— start —

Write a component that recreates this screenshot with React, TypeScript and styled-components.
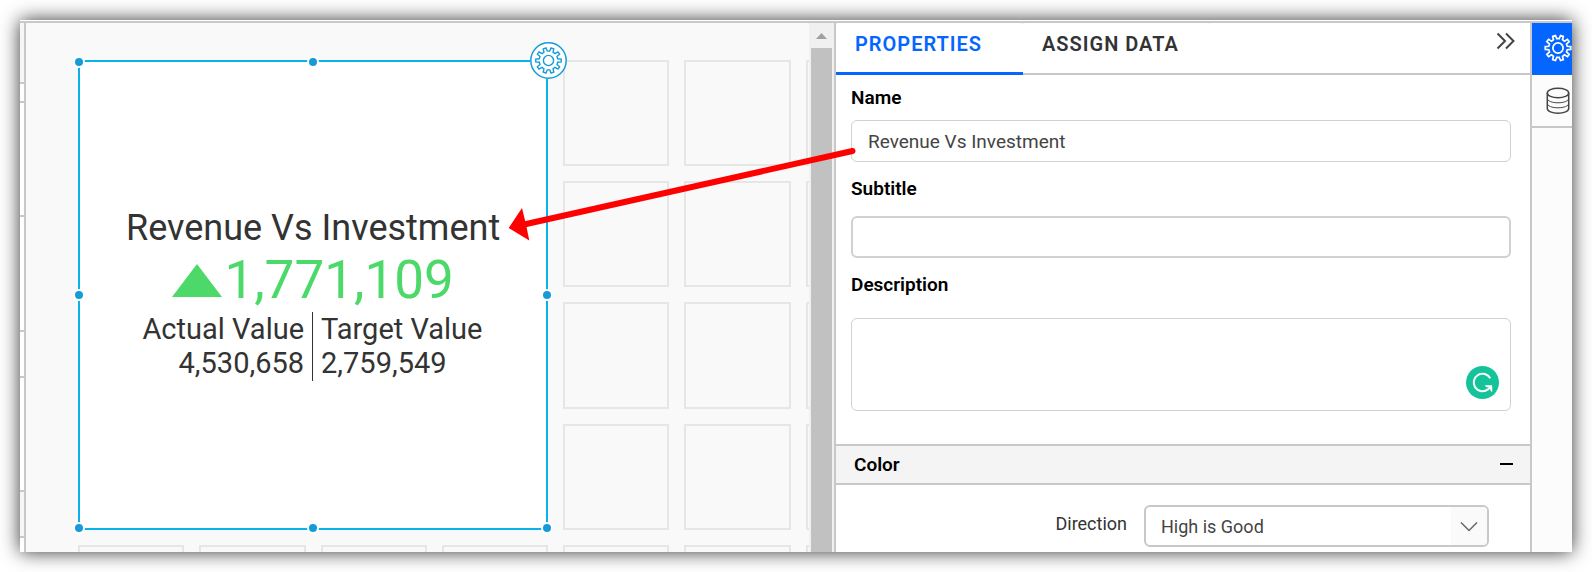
import React from 'react';
import styled, { createGlobalStyle, css } from 'styled-components';

const LINE = '#c8c8c8';
const BLUE = '#0565ff';
const CYAN = '#0ab1ea';
const HANDLE = '#169bd9';

const GlobalStyle = createGlobalStyle`
  *, *::before, *::after { box-sizing: border-box; }
  body {
    margin: 0;
    background: #fff;
    color: #333;
    font-family: Roboto, "Liberation Sans", sans-serif;
  }
  button, input, textarea, select { font: inherit; color: inherit; }
`;

const Page = styled.div`
  height: 100vh;
  padding: 20px;
`;

const Frame = styled.main`
  position: relative;
  height: 100%;
  display: flex;
  padding-top: 3px;
  background: linear-gradient(#fff 1px, ${LINE} 1px, ${LINE} 3px, #fff 3px);
  box-shadow: 0 0 18px rgba(0, 0, 0, 0.8);
`;

const Clip = styled.div`
  flex: 1;
  min-width: 0;
  display: flex;
  overflow: hidden;
`;

const EdgeList = styled.aside`
  flex: none;
  width: 6px;
  overflow: hidden;
  border-right: 2px solid ${LINE};
`;

const EdgeItem = styled.div<{ $h: number; $tint?: boolean }>`
  height: ${(p) => p.$h}px;
  border-bottom: 2px solid ${LINE};
  background: ${(p) => (p.$tint ? '#f6f6f6' : '#fff')};
`;

const Workspace = styled.section`
  flex: 1;
  min-width: 0;
  overflow: hidden;
  padding: 37px 0 0 52px;
  background: #f9f9f9;
`;

const Board = styled.div`
  width: 834px;
  height: 591px;
  display: grid;
  grid-template-columns: repeat(7, 1fr);
  grid-template-rows: repeat(5, 1fr);
  gap: 15px;
`;

const Tile = styled.div`
  border: 2px solid #e6e6e6;
`;

const Card = styled.article`
  grid-area: 1 / 1 / span 4 / span 4;
  position: relative;
  display: flex;
  flex-direction: column;
  align-items: center;
  justify-content: center;
  padding-bottom: 1px;
  border: 2px solid ${CYAN};
  background: #fff;
`;

const CardTitle = styled.h2`
  margin: 0;
  font-size: 36px;
  line-height: 42px;
  font-weight: 400;
`;

const Variance = styled.div`
  display: flex;
  align-items: center;
  gap: 2px;
  color: #4cd969;
  font-size: 53px;
  line-height: 63px;
`;

const Measures = styled.dl`
  align-self: stretch;
  display: grid;
  grid-template-columns: 1fr 1fr;
  margin: 0;
  font-size: 29px;
  line-height: 34px;
`;

const Measure = styled.div<{ $side: 'left' | 'right' }>`
  padding: 0 8px 1px;
  ${(p) =>
    p.$side === 'left'
      ? css`
          text-align: right;
          border-right: 1px solid #333;
        `
      : css`
          text-align: left;
        `}
  dt, dd { margin: 0; }
`;

const Handle = styled.span<{ $x: 'start' | 'mid' | 'end'; $y: 'start' | 'mid' | 'end' }>`
  position: absolute;
  width: 12px;
  height: 12px;
  margin: -6px;
  border: 2px solid #fff;
  border-radius: 50%;
  background: ${HANDLE};
  left: ${(p) => ({ start: '-1px', mid: '50%', end: 'calc(100% + 1px)' })[p.$x]};
  top: ${(p) => ({ start: '0', mid: '50%', end: '100%' })[p.$y]};
`;

const CardSettings = styled.button`
  position: absolute;
  top: -20px;
  right: -21px;
  width: 37px;
  height: 37px;
  padding: 0;
  border: 0;
  border-radius: 50%;
  background: #fff;
  color: ${HANDLE};

  svg { display: block; }
`;

const Scrollbar = styled.div`
  flex: none;
  width: 25px;
  display: flex;
  flex-direction: column;
  align-items: center;
  background: #f0f0f0;
`;

const ScrollArrow = styled.div`
  height: 25px;
  display: grid;
  place-items: center;
`;

const ScrollThumb = styled.div`
  flex: 1;
  width: 21px;
  background: #c1c1c1;
`;

const Panel = styled.section`
  flex: none;
  width: 696px;
  display: flex;
  flex-direction: column;
  border-left: 2px solid ${LINE};
  background: #fff;
`;

const TabBar = styled.header`
  flex: none;
  height: 52px;
  display: flex;
  background: #f0f0f0;
`;

const Tab = styled.button<{ $active?: boolean }>`
  width: 187px;
  padding: 0 0 ${(p) => (p.$active ? 8 : 9)}px 19px;
  border: 0;
  border-bottom: ${(p) => (p.$active ? `3px solid ${BLUE}` : `2px solid ${LINE}`)};
  border-radius: 4px 4px 0 0 / 2px 2px 0 0;
  background: #fff;
  color: ${(p) => (p.$active ? BLUE : '#333')};
  font-size: 20px;
  line-height: 24px;
  font-weight: 600;
  letter-spacing: 1px;
  text-align: left;
  white-space: nowrap;
`;

const TabBarRest = styled.div`
  flex: 1;
  display: flex;
  justify-content: flex-end;
  align-items: flex-start;
  padding: 8px 13px 0 0;
  border-bottom: 2px solid ${LINE};
  background: #fff;
`;

const IconButton = styled.button`
  display: grid;
  place-items: center;
  padding: 0;
  border: 0;
  background: none;
  color: #444;
`;

const Fields = styled.div`
  flex: none;
  display: flex;
  flex-direction: column;
  padding: 11px 19px 33px 15px;
`;

const FieldLabel = styled.label<{ $gap: number }>`
  margin-bottom: ${(p) => p.$gap}px;
  color: #000;
  font-size: 19px;
  line-height: 24px;
  font-weight: 600;
`;

const TextBox = styled.input<{ $thick?: boolean }>`
  height: 42px;
  margin-bottom: 15px;
  padding: 0 16px;
  border: ${(p) => (p.$thick ? 2 : 1)}px solid #d1d1d1;
  border-radius: 6px;
  background: #fff;
  font-size: 19px;
  color: #444;
  outline: 0;
`;

const AreaWrap = styled.div`
  position: relative;
  display: flex;
`;

const Area = styled.textarea`
  flex: 1;
  height: 93px;
  padding: 10px 16px;
  border: 1px solid #d1d1d1;
  border-radius: 6px;
  background: #fff;
  resize: none;
  outline: 0;
`;

const AssistBadge = styled.button`
  position: absolute;
  right: 12px;
  bottom: 12px;
  width: 33px;
  height: 33px;
  padding: 0;
  border: 0;
  background: none;
`;

const SectionHead = styled.div`
  flex: none;
  height: 41px;
  display: flex;
  align-items: center;
  justify-content: space-between;
  padding: 0 17px 0 18px;
  border: solid ${LINE};
  border-width: 2px 0;
  background: #f4f4f4;
  color: #000;
`;

const SectionTitle = styled.h3`
  margin: 0;
  font-size: 19px;
  line-height: 24px;
  font-weight: 600;
`;

const OptionRow = styled.div`
  display: flex;
  justify-content: flex-end;
  gap: 17px;
  padding: 20px 41px 0 0;
`;

const OptionLabel = styled.label`
  font-size: 18px;
  line-height: 38px;
`;

const SelectWrap = styled.div`
  position: relative;
  width: 345px;
`;

const Select = styled.select`
  appearance: none;
  width: 100%;
  height: 42px;
  padding: 0 50px 0 15px;
  border: 2px solid ${LINE};
  border-radius: 6px;
  background: #fff;
  color: #444;
  font-size: 18px;
`;

const SelectArrow = styled.span`
  position: absolute;
  top: 2px;
  right: 2px;
  bottom: 2px;
  width: 36px;
  display: grid;
  place-items: center;
  border-radius: 0 4px 4px 0;
  background: #fafafa;
  color: #666;
  pointer-events: none;
`;

const Rail = styled.nav`
  flex: none;
  width: 42px;
  overflow: hidden;
  border-left: 2px solid ${LINE};
  background: #fcfcfc;
`;

const RailButton = styled.button<{ $active?: boolean }>`
  display: grid;
  place-items: center;
  width: 52px;
  height: ${(p) => (p.$active ? 52 : 53)}px;
  padding: 0 0 ${(p) => (p.$active ? 2 : 0)}px;
  border: 0 solid ${LINE};
  border-bottom-width: ${(p) => (p.$active ? 0 : 2)}px;
  background: ${(p) => (p.$active ? BLUE : 'transparent')};
  color: ${(p) => (p.$active ? '#fff' : '#444')};
`;

const Callout = styled.svg`
  position: absolute;
  top: 0;
  right: 712px;
  width: 360px;
  height: 240px;
  pointer-events: none;
`;

const gearOutline = (() => {
  const teeth = 10;
  const step = (Math.PI * 2) / teeth;
  const at = (r: number, a: number) =>
    `${(r * Math.sin(a)).toFixed(2)} ${(r * Math.cos(a)).toFixed(2)}`;
  const points: string[] = [];
  for (let i = 0; i < teeth; i += 1) {
    const a = (i + 0.5) * step;
    points.push(
      at(9.4, a - step * 0.3),
      at(12.8, a - step * 0.18),
      at(12.8, a + step * 0.18),
      at(9.4, a + step * 0.3),
    );
  }
  return `M${points.join('L')}Z`;
})();

function Gear({ weight, ring }: { weight: number; ring?: boolean }) {
  const size = ring ? 37 : 30;
  return (
    <svg
      width={size}
      height={size}
      viewBox={`${-size / 2} ${-size / 2} ${size} ${size}`}
      fill="none"
      stroke="currentColor"
      strokeWidth={weight}
      aria-hidden="true"
    >
      {ring && <circle r="17.7" strokeWidth="1.5" />}
      <path d={gearOutline} />
      <circle r="5.1" />
    </svg>
  );
}

function Database() {
  return (
    <svg width="26" height="28" viewBox="0 0 26 28" fill="none" stroke="currentColor" strokeWidth="1.5" aria-hidden="true">
      <ellipse cx="13" cy="6" rx="10.7" ry="4.7" />
      <path d="M2.3 6v15.6c0 2.6 4.8 4.7 10.7 4.7s10.7-2.1 10.7-4.7V6" />
      <path d="M2.3 11.4c0 2.6 4.8 4.4 10.7 4.4s10.7-1.8 10.7-4.4M2.3 16.4c0 2.6 4.8 4.4 10.7 4.4s10.7-1.8 10.7-4.4" strokeWidth="1" />
    </svg>
  );
}

const edgeItems = [
  { h: 61, tint: true },
  { h: 19 },
  { h: 114 },
  { h: 115 },
  { h: 46 },
  { h: 114 },
  { h: 46, tint: true },
];

const spots = ['start', 'mid', 'end'] as const;

export default function App() {
  return (
    <Page>
      <GlobalStyle />
      <Frame>
        <Clip>
          <EdgeList aria-hidden="true">
            {edgeItems.map((item, i) => (
              <EdgeItem key={i} $h={item.h} $tint={item.tint} />
            ))}
          </EdgeList>

          <Workspace>
            <Board>
              <Card>
                <CardTitle>Revenue Vs Investment</CardTitle>
                <Variance>
                  <svg width="50" height="33" viewBox="0 0 50 33" aria-hidden="true">
                    <path d="M25 0 50 33H0Z" fill="currentColor" />
                  </svg>
                  <span>1,771,109</span>
                </Variance>
                <Measures>
                  <Measure $side="left">
                    <dt>Actual Value</dt>
                    <dd>4,530,658</dd>
                  </Measure>
                  <Measure $side="right">
                    <dt>Target Value</dt>
                    <dd>2,759,549</dd>
                  </Measure>
                </Measures>
                {spots.flatMap((y) =>
                  spots
                    .filter((x) => !(x === 'mid' && y === 'mid') && !(x === 'end' && y === 'start'))
                    .map((x) => <Handle key={x + y} $x={x} $y={y} />),
                )}
                <CardSettings aria-label="Widget settings">
                  <Gear weight={1.4} ring />
                </CardSettings>
              </Card>
              {Array.from({ length: 19 }, (_, i) => (
                <Tile key={i} />
              ))}
            </Board>
          </Workspace>

          <Scrollbar aria-hidden="true">
            <ScrollArrow>
              <svg width="11" height="6" viewBox="0 0 11 6">
                <path d="M5.5 0 11 6H0Z" fill="#a0a0a0" />
              </svg>
            </ScrollArrow>
            <ScrollThumb />
          </Scrollbar>

          <Panel>
            <TabBar>
              <Tab $active>PROPERTIES</Tab>
              <Tab>ASSIGN DATA</Tab>
              <TabBarRest>
                <IconButton aria-label="Collapse panel">
                  <svg width="22" height="20" viewBox="0 0 22 20" fill="none" stroke="currentColor" strokeWidth="2" aria-hidden="true">
                    <path d="M2.5 2.5 10 10l-7.5 7.5M11 2.5 18.5 10 11 17.5" />
                  </svg>
                </IconButton>
              </TabBarRest>
            </TabBar>

            <Fields>
              <FieldLabel htmlFor="name" $gap={10}>Name</FieldLabel>
              <TextBox id="name" defaultValue="Revenue Vs Investment" />
              <FieldLabel htmlFor="subtitle" $gap={15}>Subtitle</FieldLabel>
              <TextBox id="subtitle" $thick />
              <FieldLabel htmlFor="description" $gap={21}>Description</FieldLabel>
              <AreaWrap>
                <Area id="description" />
                <AssistBadge aria-label="Writing assistant">
                  <svg width="33" height="33" viewBox="0 0 33 33" fill="none" aria-hidden="true">
                    <circle cx="16.5" cy="16.5" r="16.5" fill="#15c39a" />
                    <path d="M24.3 12.4A8.8 8.8 0 1 0 22 23.4L24.8 20.5" stroke="#fff" strokeWidth="2" />
                    <path d="M18.5 19.3H26.2V26.2L24.2 24.2V21.3H20.5Z" fill="#fff" />
                  </svg>
                </AssistBadge>
              </AreaWrap>
            </Fields>

            <SectionHead>
              <SectionTitle>Color</SectionTitle>
              <IconButton aria-label="Collapse Color">
                <svg width="13" height="3" viewBox="0 0 13 3" aria-hidden="true">
                  <rect width="13" height="2" fill="#000" />
                </svg>
              </IconButton>
            </SectionHead>

            <OptionRow>
              <OptionLabel htmlFor="direction">Direction</OptionLabel>
              <SelectWrap>
                <Select id="direction" defaultValue="high">
                  <option value="high">High is Good</option>
                  <option value="low">Low is Good</option>
                </Select>
                <SelectArrow>
                  <svg width="18" height="11" viewBox="0 0 18 11" fill="none" stroke="currentColor" strokeWidth="1.5" aria-hidden="true">
                    <path d="M1 1.5 9 9.5 17 1.5" />
                  </svg>
                </SelectArrow>
              </SelectWrap>
            </OptionRow>
          </Panel>

          <Rail>
            <RailButton $active aria-label="Settings">
              <Gear weight={1.7} />
            </RailButton>
            <RailButton aria-label="Data sources">
              <Database />
            </RailButton>
          </Rail>
        </Clip>

        <Callout viewBox="0 0 360 240" aria-hidden="true">
          <path d="M352.5 131 24 204.5" stroke="#f00" strokeWidth="6" strokeLinecap="round" />
          <path d="M8.7 208 22 188 26 204.5 29.3 220.5Z" fill="#f00" />
        </Callout>
      </Frame>
    </Page>
  );
}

— end —

DO THIS: Print, exactly as written, the lines above from the first one to the one containing "const HANDLE = '#169bd9';". Leave out pictures.

RESULT:
Write a component that recreates this screenshot with React, TypeScript and styled-components.
import React from 'react';
import styled, { createGlobalStyle, css } from 'styled-components';

const LINE = '#c8c8c8';
const BLUE = '#0565ff';
const CYAN = '#0ab1ea';
const HANDLE = '#169bd9';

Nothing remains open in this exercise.